==== Provided material ====

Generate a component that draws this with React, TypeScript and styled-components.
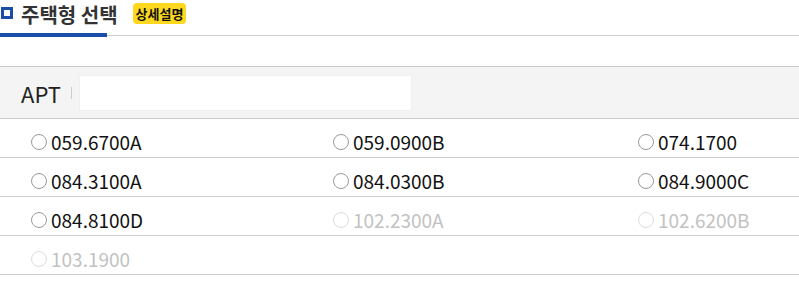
import styled, { createGlobalStyle } from "styled-components";

const GlobalStyle = createGlobalStyle`
  body {
    margin: 0;
    background: #ffffff;
    font-family: "Noto Sans CJK KR", "Noto Sans", sans-serif;
  }
`;

type Option = { label: string; disabled?: boolean };

const rows: Option[][] = [
  [{ label: "059.6700A" }, { label: "059.0900B" }, { label: "074.1700" }],
  [{ label: "084.3100A" }, { label: "084.0300B" }, { label: "084.9000C" }],
  [
    { label: "084.8100D" },
    { label: "102.2300A", disabled: true },
    { label: "102.6200B", disabled: true },
  ],
  [{ label: "103.1900", disabled: true }],
];

export default function App() {
  return (
    <Page>
      <GlobalStyle />
      <Header>
        <Tab>
          <TabLabel>
            <TabIcon />
            <TabTitle>주택형 선택</TabTitle>
          </TabLabel>
          <TabBar />
        </Tab>
        <Badge>상세설명</Badge>
      </Header>

      <Panel>
        <FilterBar>
          <FilterLabel>APT</FilterLabel>
          <Divider />
          <SearchBox />
        </FilterBar>

        {rows.map((row, i) => (
          <Row key={i}>
            {row.map((opt) => (
              <Item key={opt.label} $disabled={opt.disabled}>
                <Radio $disabled={opt.disabled} />
                {opt.label}
              </Item>
            ))}
          </Row>
        ))}
      </Panel>
    </Page>
  );
}

const Page = styled.div`
  width: 799px;
`;

const Header = styled.div`
  height: 35px;
  display: flex;
  align-items: flex-start;
  border-bottom: 1px solid #cccccc;
`;

const Tab = styled.div`
  display: flex;
  flex-direction: column;
  flex-shrink: 0;
  margin-bottom: -2px;
`;

const TabLabel = styled.div`
  height: 33px;
  display: flex;
  align-items: flex-start;
  gap: 8px;
  padding-left: 1px;
`;

const TabBar = styled.div`
  width: 107px;
  height: 4px;
  background: #1a4ea8;
`;

const TabIcon = styled.span`
  width: 12px;
  height: 12px;
  margin-top: 7px;
  border: 3px solid #1a4ea8;
  box-sizing: border-box;
  flex-shrink: 0;
`;

const TabTitle = styled.span`
  font-size: 20px;
  font-weight: 700;
  line-height: 29px;
  color: #333333;
  white-space: nowrap;
`;

const Badge = styled.span`
  margin-top: 3px;
  margin-left: 15px;
  height: 21px;
  padding: 0 3px;
  display: flex;
  align-items: center;
  background: #fdd81f;
  border-radius: 4px;
  font-size: 13px;
  font-weight: 700;
  color: #111111;
  white-space: nowrap;
`;

const Panel = styled.div`
  margin-top: 30px;
  border-top: 1px solid #cccccc;
`;

const FilterBar = styled.div`
  height: 52px;
  display: flex;
  align-items: center;
  padding-left: 21px;
  background: #f4f4f4;
  border-bottom: 1px solid #cccccc;
  box-sizing: border-box;
`;

const FilterLabel = styled.span`
  font-size: 22px;
  color: #222222;
  line-height: 1;
`;

const Divider = styled.span`
  width: 1px;
  height: 12px;
  margin: 0 7px 0 10px;
  background: #cccccc;
`;

const SearchBox = styled.div`
  width: 333px;
  height: 36px;
  background: #ffffff;
  border: 1px solid #f0f0f0;
  box-sizing: border-box;
`;

const Row = styled.div`
  height: 39px;
  display: grid;
  grid-template-columns: 302px 305px 1fr;
  padding: 11px 0 0 31px;
  border-bottom: 1px solid #cccccc;
  box-sizing: border-box;
`;

const Item = styled.label<{ $disabled?: boolean }>`
  display: flex;
  align-items: center;
  height: 24px;
  font-size: 19px;
  line-height: 24px;
  color: ${(p) => (p.$disabled ? "#c2c2c2" : "#111111")};
`;

const Radio = styled.span<{ $disabled?: boolean }>`
  width: 16px;
  height: 16px;
  margin-right: 4px;
  border-radius: 50%;
  border: 1.5px solid ${(p) => (p.$disabled ? "#dcdcdc" : "#999999")};
  background: #ffffff;
  box-sizing: border-box;
  flex-shrink: 0;
`;
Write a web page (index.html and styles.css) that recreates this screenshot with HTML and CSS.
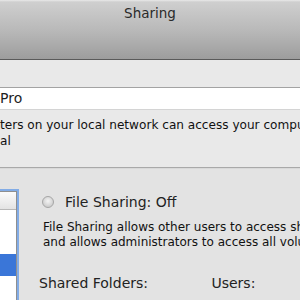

====

Requirements ▸
Quote the material in full and exactly; do not carry over its pictures.

Result ▸
Generate a component that draws this with React, TypeScript and styled-components.
import styled, { createGlobalStyle } from "styled-components";

const GlobalStyle = createGlobalStyle`
  body {
    margin: 0;
    background: #ffffff;
    font-family: "Noto Sans CJK KR", "Noto Sans", sans-serif;
  }
`;

type Option = { label: string; disabled?: boolean };

const rows: Option[][] = [
  [{ label: "059.6700A" }, { label: "059.0900B" }, { label: "074.1700" }],
  [{ label: "084.3100A" }, { label: "084.0300B" }, { label: "084.9000C" }],
  [
    { label: "084.8100D" },
    { label: "102.2300A", disabled: true },
    { label: "102.6200B", disabled: true },
  ],
  [{ label: "103.1900", disabled: true }],
];

export default function App() {
  return (
    <Page>
      <GlobalStyle />
      <Header>
        <Tab>
          <TabLabel>
            <TabIcon />
            <TabTitle>주택형 선택</TabTitle>
          </TabLabel>
          <TabBar />
        </Tab>
        <Badge>상세설명</Badge>
      </Header>

      <Panel>
        <FilterBar>
          <FilterLabel>APT</FilterLabel>
          <Divider />
          <SearchBox />
        </FilterBar>

        {rows.map((row, i) => (
          <Row key={i}>
            {row.map((opt) => (
              <Item key={opt.label} $disabled={opt.disabled}>
                <Radio $disabled={opt.disabled} />
                {opt.label}
              </Item>
            ))}
          </Row>
        ))}
      </Panel>
    </Page>
  );
}

const Page = styled.div`
  width: 799px;
`;

const Header = styled.div`
  height: 35px;
  display: flex;
  align-items: flex-start;
  border-bottom: 1px solid #cccccc;
`;

const Tab = styled.div`
  display: flex;
  flex-direction: column;
  flex-shrink: 0;
  margin-bottom: -2px;
`;

const TabLabel = styled.div`
  height: 33px;
  display: flex;
  align-items: flex-start;
  gap: 8px;
  padding-left: 1px;
`;

const TabBar = styled.div`
  width: 107px;
  height: 4px;
  background: #1a4ea8;
`;

const TabIcon = styled.span`
  width: 12px;
  height: 12px;
  margin-top: 7px;
  border: 3px solid #1a4ea8;
  box-sizing: border-box;
  flex-shrink: 0;
`;

const TabTitle = styled.span`
  font-size: 20px;
  font-weight: 700;
  line-height: 29px;
  color: #333333;
  white-space: nowrap;
`;

const Badge = styled.span`
  margin-top: 3px;
  margin-left: 15px;
  height: 21px;
  padding: 0 3px;
  display: flex;
  align-items: center;
  background: #fdd81f;
  border-radius: 4px;
  font-size: 13px;
  font-weight: 700;
  color: #111111;
  white-space: nowrap;
`;

const Panel = styled.div`
  margin-top: 30px;
  border-top: 1px solid #cccccc;
`;

const FilterBar = styled.div`
  height: 52px;
  display: flex;
  align-items: center;
  padding-left: 21px;
  background: #f4f4f4;
  border-bottom: 1px solid #cccccc;
  box-sizing: border-box;
`;

const FilterLabel = styled.span`
  font-size: 22px;
  color: #222222;
  line-height: 1;
`;

const Divider = styled.span`
  width: 1px;
  height: 12px;
  margin: 0 7px 0 10px;
  background: #cccccc;
`;

const SearchBox = styled.div`
  width: 333px;
  height: 36px;
  background: #ffffff;
  border: 1px solid #f0f0f0;
  box-sizing: border-box;
`;

const Row = styled.div`
  height: 39px;
  display: grid;
  grid-template-columns: 302px 305px 1fr;
  padding: 11px 0 0 31px;
  border-bottom: 1px solid #cccccc;
  box-sizing: border-box;
`;

const Item = styled.label<{ $disabled?: boolean }>`
  display: flex;
  align-items: center;
  height: 24px;
  font-size: 19px;
  line-height: 24px;
  color: ${(p) => (p.$disabled ? "#c2c2c2" : "#111111")};
`;

const Radio = styled.span<{ $disabled?: boolean }>`
  width: 16px;
  height: 16px;
  margin-right: 4px;
  border-radius: 50%;
  border: 1.5px solid ${(p) => (p.$disabled ? "#dcdcdc" : "#999999")};
  background: #ffffff;
  box-sizing: border-box;
  flex-shrink: 0;
`;
Write a web page (index.html and styles.css) that recreates this screenshot with HTML and CSS.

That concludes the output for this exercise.